Check it out. The State waived response, but after a whole bunch of amici filed briefs in support of a cert grant (ours included), at least one of the Justices wanted to hear its arguments in opposition.
Instead of the State's "Solicitor General" filing the brief, it hired a SCOTUS player to argue that this case isn't worth the Court's time. The need to hire the D.C. big guns with name-recognition instead of relying on the in-house lawyers who are the State's appellate experts somewhat belies any assertion that the State isn't concerned about this case.

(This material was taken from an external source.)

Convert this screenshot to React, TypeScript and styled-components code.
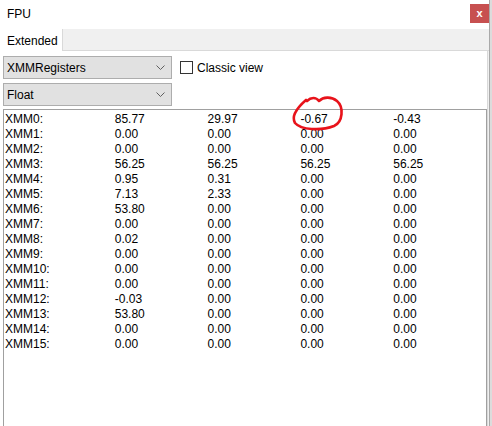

Here are the Questions Presented as (re)framed by the BIO:
1. Whether the Ninth Circuit correctly held that Petitioner did not suffer a taking where the State rezoned Petitioner’s property because Petitioner repeatedly agreed to and failed to satisfy conditions precedent to its existing classification, and where the property retained additional economically productive uses and most of its economic value after the rezoning.
2. Whether this Court should overrule Penn Central Transportation Co. v. City of New York, 438 U.S. 104 (1978)—a 42-year-old precedent it has repeatedly reaffirmed—in a record-intensive case where Petitioner is eligible only for nominal damages and despite Petitioner’s failure to propose any alternative test.
3. Whether the panel correctly held that, on the facts of this case, the State was entitled to judgment as a matter of law.
Of course we shall keep following along.
PDF: Brief in Opposition, Bridge Aina Lea, LLC v. State of Hawaii Land Use Comm'n, No. 20-54 (Nov. 25, 2020)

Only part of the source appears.